_PROBLEM_
Compute how many lines in the entries below contain "components", and output nothing but the number.

_MATERIAL PROVIDED_
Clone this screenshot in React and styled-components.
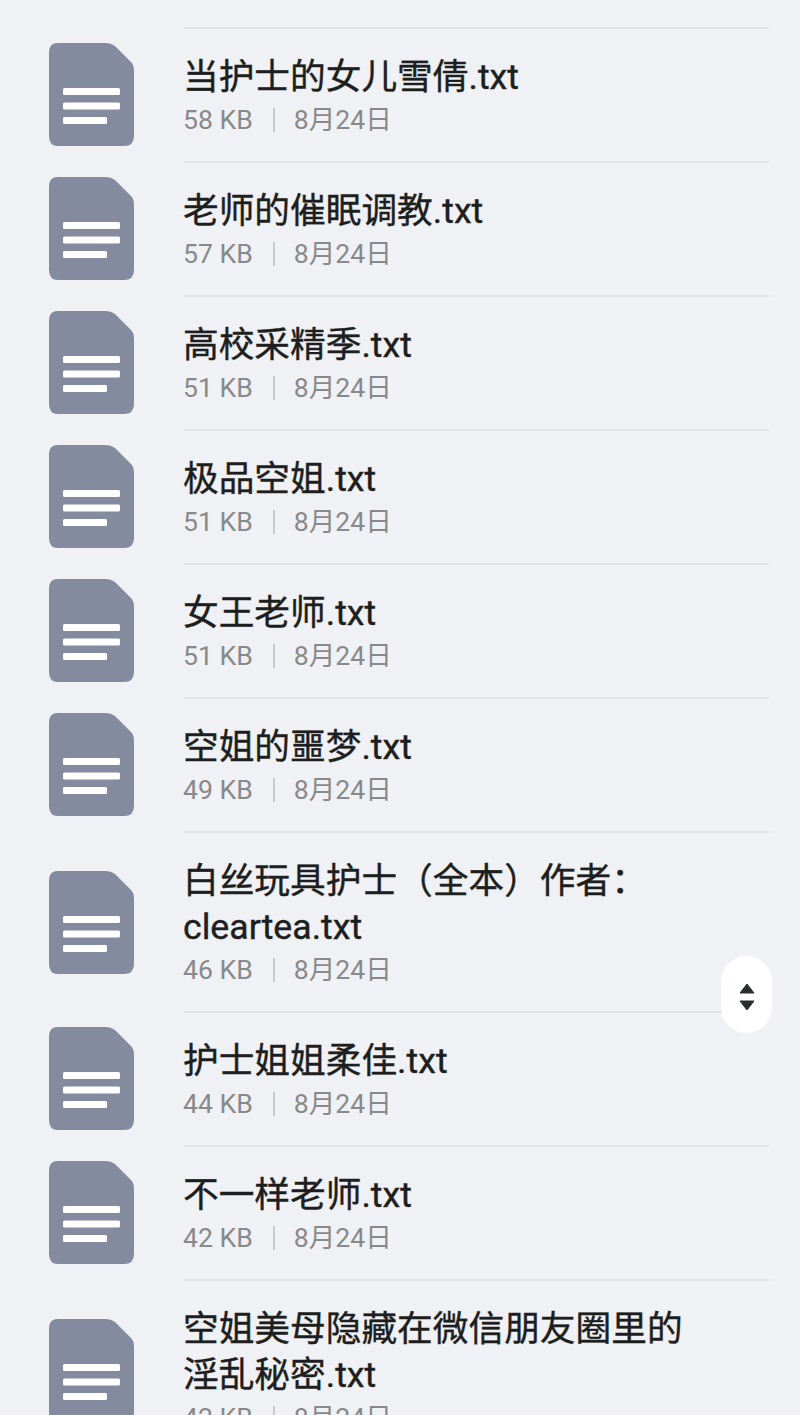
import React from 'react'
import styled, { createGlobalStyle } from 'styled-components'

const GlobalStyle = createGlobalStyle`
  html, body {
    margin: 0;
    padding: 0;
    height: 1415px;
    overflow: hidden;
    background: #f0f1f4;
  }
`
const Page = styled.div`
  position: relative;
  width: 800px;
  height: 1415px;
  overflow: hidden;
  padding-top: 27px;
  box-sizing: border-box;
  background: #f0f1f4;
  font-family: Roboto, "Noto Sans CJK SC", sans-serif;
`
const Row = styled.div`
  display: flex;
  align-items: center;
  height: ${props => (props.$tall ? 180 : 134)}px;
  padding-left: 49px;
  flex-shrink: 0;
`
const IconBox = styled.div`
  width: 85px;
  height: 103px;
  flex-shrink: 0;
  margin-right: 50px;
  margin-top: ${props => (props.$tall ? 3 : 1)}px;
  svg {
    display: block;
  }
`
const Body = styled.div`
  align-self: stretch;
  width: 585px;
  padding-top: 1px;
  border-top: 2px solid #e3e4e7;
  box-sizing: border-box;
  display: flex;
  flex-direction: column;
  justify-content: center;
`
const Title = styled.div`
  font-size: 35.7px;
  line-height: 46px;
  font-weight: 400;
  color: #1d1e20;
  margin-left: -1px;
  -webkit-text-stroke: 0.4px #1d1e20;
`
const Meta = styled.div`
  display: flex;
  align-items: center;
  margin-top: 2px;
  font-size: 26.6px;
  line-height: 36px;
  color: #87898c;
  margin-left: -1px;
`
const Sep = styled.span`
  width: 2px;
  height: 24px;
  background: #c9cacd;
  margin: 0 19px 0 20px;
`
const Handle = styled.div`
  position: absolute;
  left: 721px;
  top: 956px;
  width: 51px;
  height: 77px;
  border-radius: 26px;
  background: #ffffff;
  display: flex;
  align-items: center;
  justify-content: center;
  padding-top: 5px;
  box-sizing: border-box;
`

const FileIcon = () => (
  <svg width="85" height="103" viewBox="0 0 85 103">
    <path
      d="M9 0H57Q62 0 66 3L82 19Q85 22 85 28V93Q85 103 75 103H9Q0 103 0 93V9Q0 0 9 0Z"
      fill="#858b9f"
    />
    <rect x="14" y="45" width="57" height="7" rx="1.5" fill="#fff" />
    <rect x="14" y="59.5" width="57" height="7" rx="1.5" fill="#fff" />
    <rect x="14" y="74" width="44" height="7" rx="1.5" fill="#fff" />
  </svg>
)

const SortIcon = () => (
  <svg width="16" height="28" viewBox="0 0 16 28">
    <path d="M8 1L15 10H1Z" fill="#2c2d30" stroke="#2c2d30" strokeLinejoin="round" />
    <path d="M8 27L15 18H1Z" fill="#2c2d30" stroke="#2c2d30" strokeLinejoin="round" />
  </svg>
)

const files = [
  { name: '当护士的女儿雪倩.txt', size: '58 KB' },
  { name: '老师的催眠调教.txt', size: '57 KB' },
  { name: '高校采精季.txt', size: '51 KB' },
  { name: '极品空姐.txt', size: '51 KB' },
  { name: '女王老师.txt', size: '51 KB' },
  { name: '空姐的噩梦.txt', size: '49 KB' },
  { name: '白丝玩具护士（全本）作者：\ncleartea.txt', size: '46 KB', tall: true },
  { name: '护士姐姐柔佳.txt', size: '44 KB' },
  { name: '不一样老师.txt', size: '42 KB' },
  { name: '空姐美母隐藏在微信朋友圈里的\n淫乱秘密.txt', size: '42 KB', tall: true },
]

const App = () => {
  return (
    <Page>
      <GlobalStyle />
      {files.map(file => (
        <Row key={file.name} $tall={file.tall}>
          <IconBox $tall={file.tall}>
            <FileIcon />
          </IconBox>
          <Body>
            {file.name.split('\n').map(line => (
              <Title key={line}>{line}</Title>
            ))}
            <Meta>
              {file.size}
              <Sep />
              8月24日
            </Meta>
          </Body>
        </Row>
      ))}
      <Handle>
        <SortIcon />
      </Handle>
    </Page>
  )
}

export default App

...

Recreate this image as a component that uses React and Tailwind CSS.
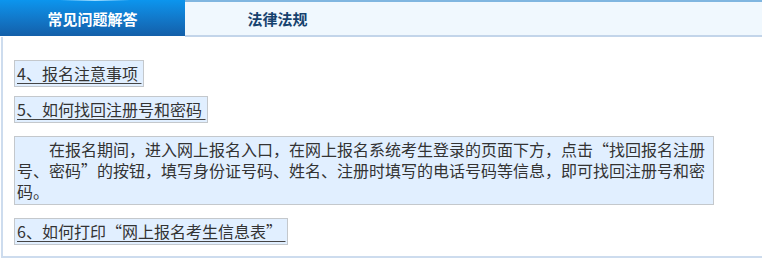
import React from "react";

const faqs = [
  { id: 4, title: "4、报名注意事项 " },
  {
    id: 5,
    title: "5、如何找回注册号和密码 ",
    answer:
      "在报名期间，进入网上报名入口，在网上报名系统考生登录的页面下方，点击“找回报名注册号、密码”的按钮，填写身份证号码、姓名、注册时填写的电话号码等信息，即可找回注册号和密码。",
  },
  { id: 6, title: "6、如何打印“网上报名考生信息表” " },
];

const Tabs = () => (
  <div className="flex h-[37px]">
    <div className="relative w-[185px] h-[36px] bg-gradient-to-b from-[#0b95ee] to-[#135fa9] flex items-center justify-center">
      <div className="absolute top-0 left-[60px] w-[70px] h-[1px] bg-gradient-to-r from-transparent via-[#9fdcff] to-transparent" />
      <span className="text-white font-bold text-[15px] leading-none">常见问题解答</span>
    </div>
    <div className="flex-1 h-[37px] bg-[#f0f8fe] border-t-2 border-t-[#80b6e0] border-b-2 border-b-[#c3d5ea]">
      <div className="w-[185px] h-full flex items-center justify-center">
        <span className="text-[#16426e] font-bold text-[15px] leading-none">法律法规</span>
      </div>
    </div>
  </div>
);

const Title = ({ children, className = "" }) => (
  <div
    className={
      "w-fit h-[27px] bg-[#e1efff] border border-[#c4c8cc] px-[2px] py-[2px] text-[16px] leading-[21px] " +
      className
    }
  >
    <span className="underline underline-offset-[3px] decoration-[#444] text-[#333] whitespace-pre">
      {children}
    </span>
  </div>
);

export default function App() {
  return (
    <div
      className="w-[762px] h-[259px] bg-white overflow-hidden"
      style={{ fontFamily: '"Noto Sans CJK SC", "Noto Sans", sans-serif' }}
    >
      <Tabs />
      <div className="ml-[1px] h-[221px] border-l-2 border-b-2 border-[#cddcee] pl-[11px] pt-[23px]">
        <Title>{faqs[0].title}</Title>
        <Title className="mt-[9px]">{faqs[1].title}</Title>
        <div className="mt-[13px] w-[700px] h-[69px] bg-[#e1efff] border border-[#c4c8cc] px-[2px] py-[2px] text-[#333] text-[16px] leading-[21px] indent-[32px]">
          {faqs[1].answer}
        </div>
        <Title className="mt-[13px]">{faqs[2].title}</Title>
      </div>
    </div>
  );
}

...

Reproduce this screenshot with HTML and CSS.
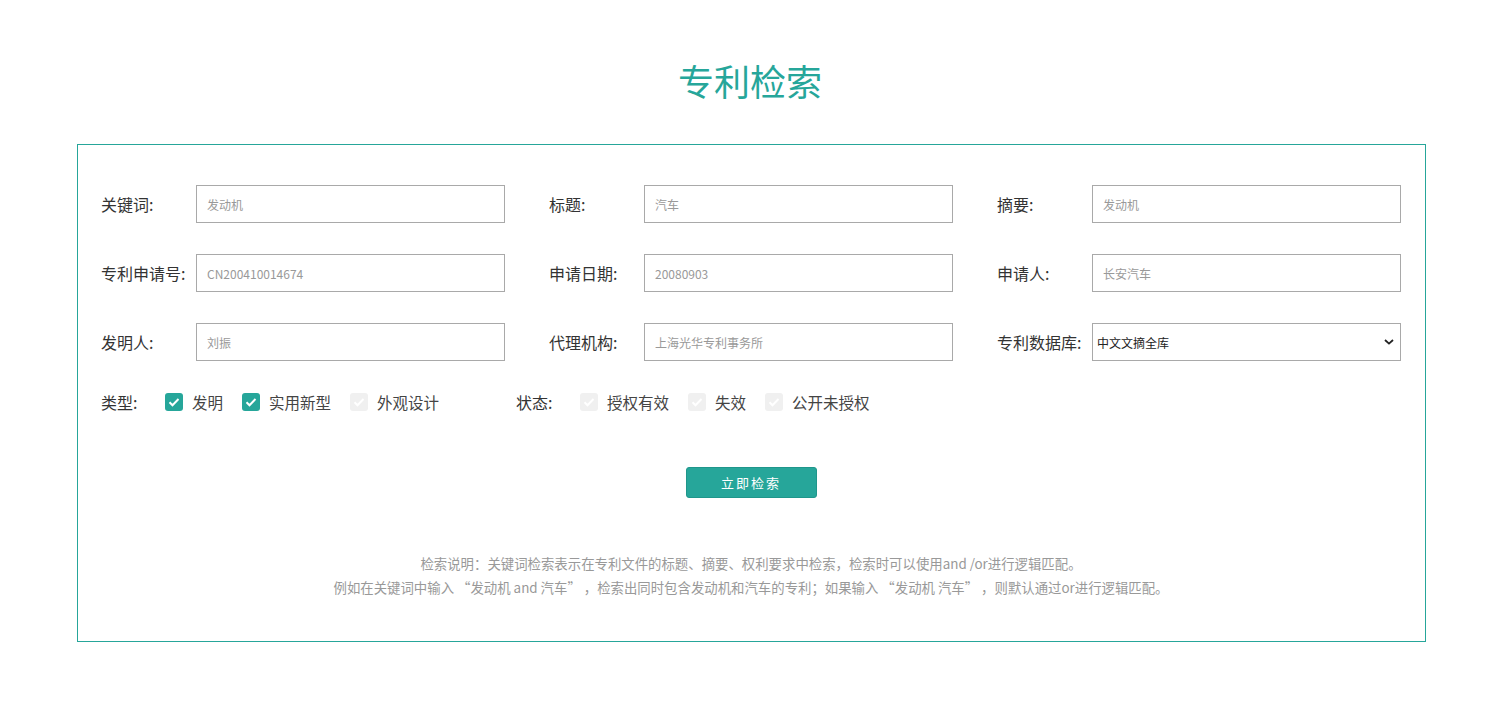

_COMPLETED EXERCISE_
2